Well, you can probably drive… and say one day you find yourself sitting in a formula one car... does that mean you can race formula one? You might have the will to race, and even the resources and permissions necessary to race. But if you want that formula one car to finish strong, turn it over to a professional driver. You might even be able to get it over the finish line in one piece, but a pro will cross the line, place in the top three, and be on the podium while you’re still stripping the gears around the second lap. 

 Hidden in that analogy are three key points for rendering. First is the altruism, you have the freedom to make your own success or failures… that’s an important part of democracy and capitalism. One weighs the odds, makes a decision, and lives with the outcomes of that choice. If you can reach the full potential of your design development, your marketing, and your image by producing your own image, fine. Second point: If you have the time to dedicate to seeing a visualization through all its stages and are fully aware of the technical, emotional, narrative, aesthetic, and political aspects involved, good for you. Finally, If you have a team ready to go at a moments’ notice to push the project through with the same expertise as you have, more power to you. Making a visualization is rarely as simple making an image of your design, because your design is constantly changing. Essentially, if you have all the time, knowledge, ability, and equipment as the arch viz professional, then chances are, you never needed me to begin with. 

All this is leading up to a reality that is a bit more subjective. I call to the stand SketchUp and Lumion. Gasp!

We leverage everything- even models and drawings- to be purposeful in as broad a manner as possible. Suppose you’re designing a new wing to the alumni center on the campus of a prominent university. You've had the time and other resources to do the modeling yourself. You’re using SketchUp to mass it up, and as the design develops the model becomes more refined (massing, placement of windows, and tweak materials, etc).  Eventually the client asks for an image to help the fundraising campaign. Adorned with 3d Wearhouse trees and the same tired SketchUp people that betray every SketchUp model out there, you export a scene and drop in a sunny sky using Photoshop. Now suddenly your design tool is out there trying to sell your design. Design tools are effective because they allow you to make mistakes while focusing on pragmatic issues, general in concept or specific to a particular challenge. Marketing tools are not that. Presentation images have to come out looking more put together, confident and resolved. By sending an unpolished model out of the pits, you may have sent out a student drivers to race a formula one car! 

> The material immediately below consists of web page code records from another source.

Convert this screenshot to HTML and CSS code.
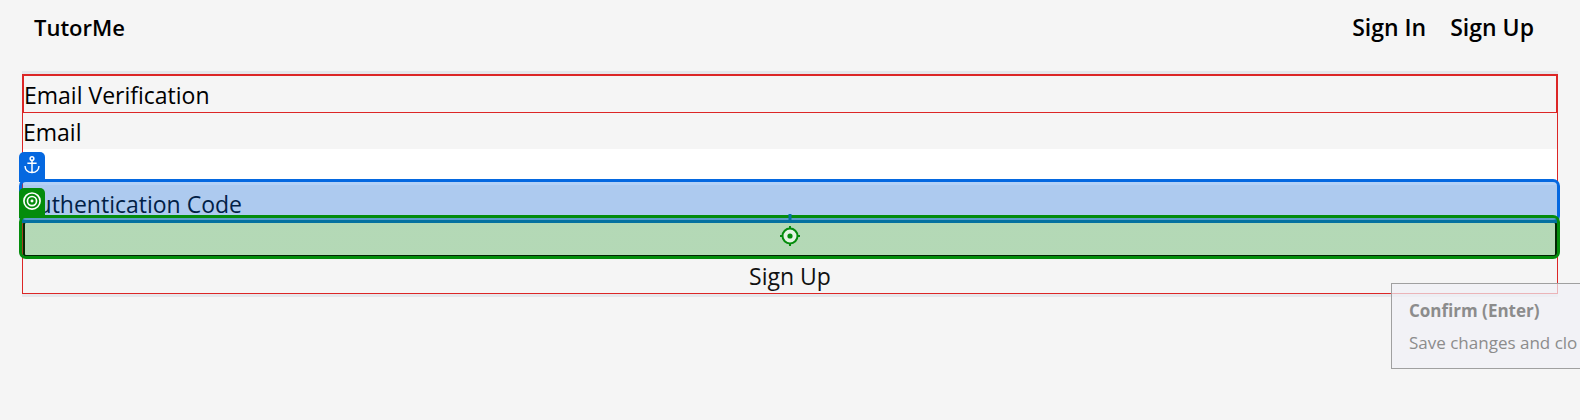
FILE: index.html
```html
<!DOCTYPE html>
<html lang="en">
<head>
<meta charset="utf-8">
<title>TutorMe</title>
<link rel="stylesheet" href="styles.css">
</head>
<body>
<header class="header">
  <a class="brand" href="#">TutorMe</a>
  <nav class="nav"><a href="#">Sign In</a><a href="#">Sign Up</a></nav>
</header>
<main class="panel">
  <form class="form">
    <h1 class="title">Email Verification</h1>
    <label class="label" for="email">Email</label>
    <input class="input" id="email" type="email">
    <div class="target">
      <label class="label" for="code">Authentication Code</label>
      <div class="highlight anchor">
        <span class="badge">
          <svg viewBox="0 0 28 28" fill="none" stroke="#fff" stroke-width="1.6"><circle cx="14" cy="6" r="2"/><path d="M14 8v13M9 11h10M6.500 14c.3 4.800 3.300 7 7.500 7s7.200-2.200 7.500-7"/></svg>
        </span>
      </div>
    </div>
    <div class="target">
      <input class="input code" id="code" type="text">
      <div class="highlight bullseye">
        <span class="badge">
          <svg viewBox="0 0 28 28" fill="none" stroke="#fff" stroke-width="1.800"><circle cx="14" cy="13" r="8.700"/><circle cx="14" cy="13" r="4.900"/><circle cx="14" cy="13" r="1.600" fill="#fff" stroke="none"/></svg>
        </span>
        <svg class="crosshair" viewBox="0 0 22 34" fill="none" stroke="#048c0c" stroke-width="2"><path d="M11 0v9" stroke="#0571a0" stroke-width="3"/><circle cx="11" cy="22" r="7.500" fill="#e3f4e3"/><path d="M11 12v3M11 29v3M1 22h3M18 22h3"/><circle cx="11" cy="22" r="2.600" fill="#048c0c" stroke="none"/></svg>
      </div>
    </div>
    <button class="submit" type="button">Sign Up</button>
  </form>
</main>
<aside class="tooltip">
  <strong>Confirm (Enter)</strong>
  <span>Save changes and clo</span>
</aside>
</body>
</html>
```
FILE: styles.css
```css
* { box-sizing: border-box; }
body {
  position: relative;
  min-height: 100vh;
  margin: 0;
  overflow: hidden;
  background: #f5f5f5;
  color: #000;
  font: 23px/36px "Segoe UI", "Open Sans", "Noto Sans", sans-serif;
}
.header {
  display: flex;
  justify-content: space-between;
  padding: 9px 46px 26px 34px;
  font-weight: 600;
}
.header a { color: inherit; text-decoration: none; }
.brand { font-size: 22px; }
.nav { display: flex; gap: 24px; }
.panel {
  margin: 0 22px;
  border: solid #e5e7eb;
  border-width: 3px 0;
}
.form {
  display: flex;
  flex-direction: column;
  border: 1px solid #dc2626;
}
.title {
  margin: 0;
  padding-top: 2px;
  border: 1px solid #dc2626;
  font-size: 23px;
  font-weight: 400;
  line-height: 34px;
}
.label {
  display: block;
  padding-top: 2px;
  line-height: 34px;
}
.input {
  display: block;
  width: 100%;
  height: 36px;
  padding: 0;
  border: 0;
  background: #fff;
  font: inherit;
}
.code {
  border: 2px solid #000;
  border-radius: 3px;
  outline: 0;
  background: #f5f5f5;
}
.target { position: relative; }
.highlight {
  position: absolute;
  inset: -6px -3px -2px -4px;
  border: 3px solid;
  border-radius: 7px;
  pointer-events: none;
}
.anchor {
  border-color: #0568e0;
  background: rgba(5, 104, 224, 0.3);
}
.bullseye {
  border-color: #048c0c;
  background: linear-gradient(rgba(5, 113, 160, 0.5) 2px, #0571a0 2px, #0571a0 5px, rgba(4, 140, 12, 0.27) 5px) padding-box;
}
.badge {
  position: absolute;
  left: -3px;
  bottom: 100%;
  width: 26px;
  height: 30px;
  border-radius: 5px 5px 0 0;
}
.badge svg { display: block; width: 26px; height: 28px; }
.anchor .badge { background: #0568e0; }
.bullseye .badge { background: #048c0c; }
.crosshair {
  position: absolute;
  left: calc(50% - 11px);
  top: -4px;
  width: 22px;
  height: 34px;
}
.submit {
  height: 36px;
  padding: 2px 0 0;
  border: 0;
  background: transparent;
  color: #111;
  font: inherit;
  line-height: 34px;
}
.tooltip {
  position: absolute;
  top: 283px;
  right: 0;
  display: flex;
  flex-direction: column;
  width: 189px;
  padding: 11px 0 9px 17px;
  border: 1px solid #a0a0a0;
  border-right: 0;
  background: rgba(241, 241, 247, 0.7);
  color: #8c8c8c;
  font-size: 17px;
  line-height: 32px;
  white-space: nowrap;
}
```
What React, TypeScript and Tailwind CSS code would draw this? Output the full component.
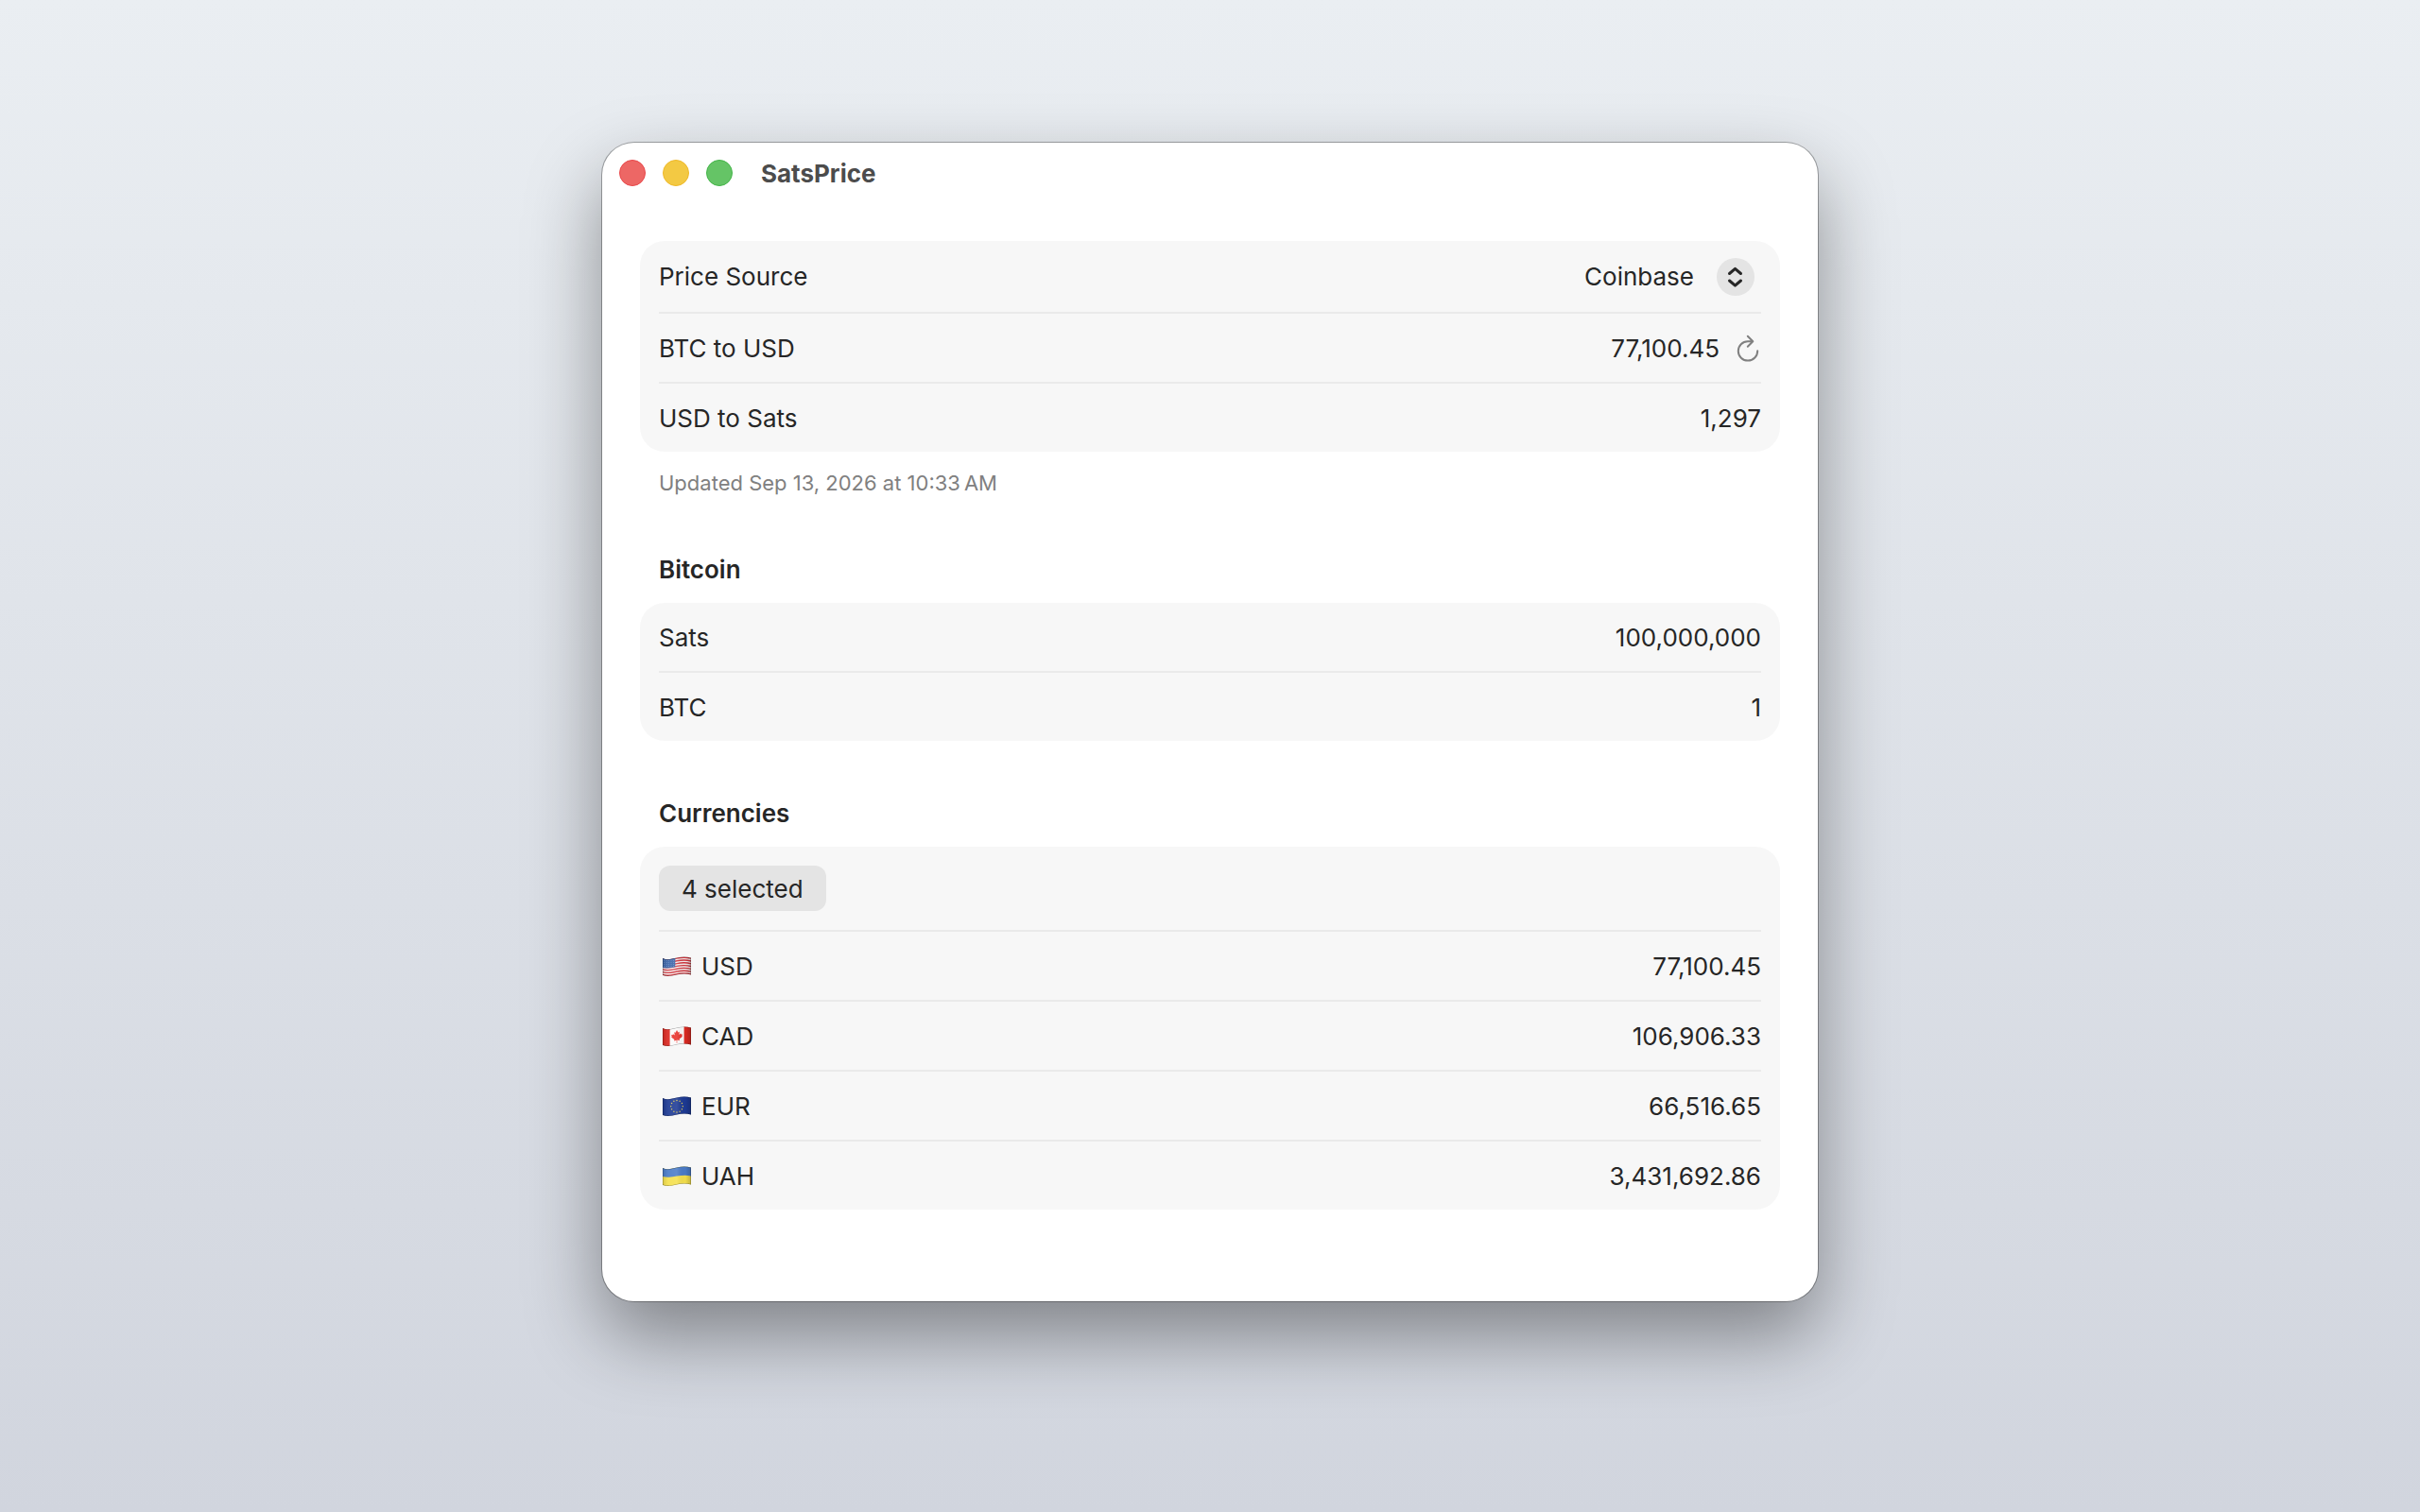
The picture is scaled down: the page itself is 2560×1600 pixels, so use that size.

In another project you’ve developed a small parcel of land on the lake for three luxury homes. You may have started in SketchUp, but now you’re into Revit. And even as fantastic as rendering in the cloud has made Revit, that’s just not going to cut it for this job because you want to show landscape and people enjoying their homes. You’ve got Lumion! So in a short time you’ve loaded your detailed Revit models into Lumion, added Lumion grass, Lumion trees, Lumion people, and Lumion weather. And like magic you have a dozen still views and a fly through video to boot! Without getting into a discussion of quantify over quality, if you have produced imagery that works well for you, no doubt you are happy,  your client’s happy, the community is happy, the squirrels are happy. Lumion was successful for you and there’s no arguing it. 

You may already be aware of this, but I offer this critique as food for thought. You can spend your money on a piece of software that produces a specific look, a singular level of quality, and finite pallet of entourage, and allow yourself to be fixed with that for every project; whereas the artist dictates the feel instead of the software. As an early design and even presentation aide, Lumion might be fine. Indeed some projects are going to call for quality that exceeds that of a video game with it’s infinite plane and repeating textures; or they may need landscaping and entourage that’s not included with your software package. You may not see these as issues, but if you aren’t flexible enough to up the ante, your project image may never reach its full potential. Instead of that essential emotional connection you want people to have with your design, they may be too distracted by the software look. 

Although I called Lumion to the stand, I’m not picking on Lumion. Nor am I picking on Revit or SketchUp. I am certainly not picking on anyone who uses them- I use these packages and enjoy them for what they are. My point is that the same aesthetic is not always appropriate for every situation. The loose design sketch may work to sell your initial idea but it is insufficient to resolve more practical issues. Likewise, showing a photorealistic rendering to try and convey a general design concept can result in distracting people from the real intent of showing the image in the first place. 

Sometimes you should do your own renderings. Sometimes it’s better to have a professional help out. I'll be here if you need me.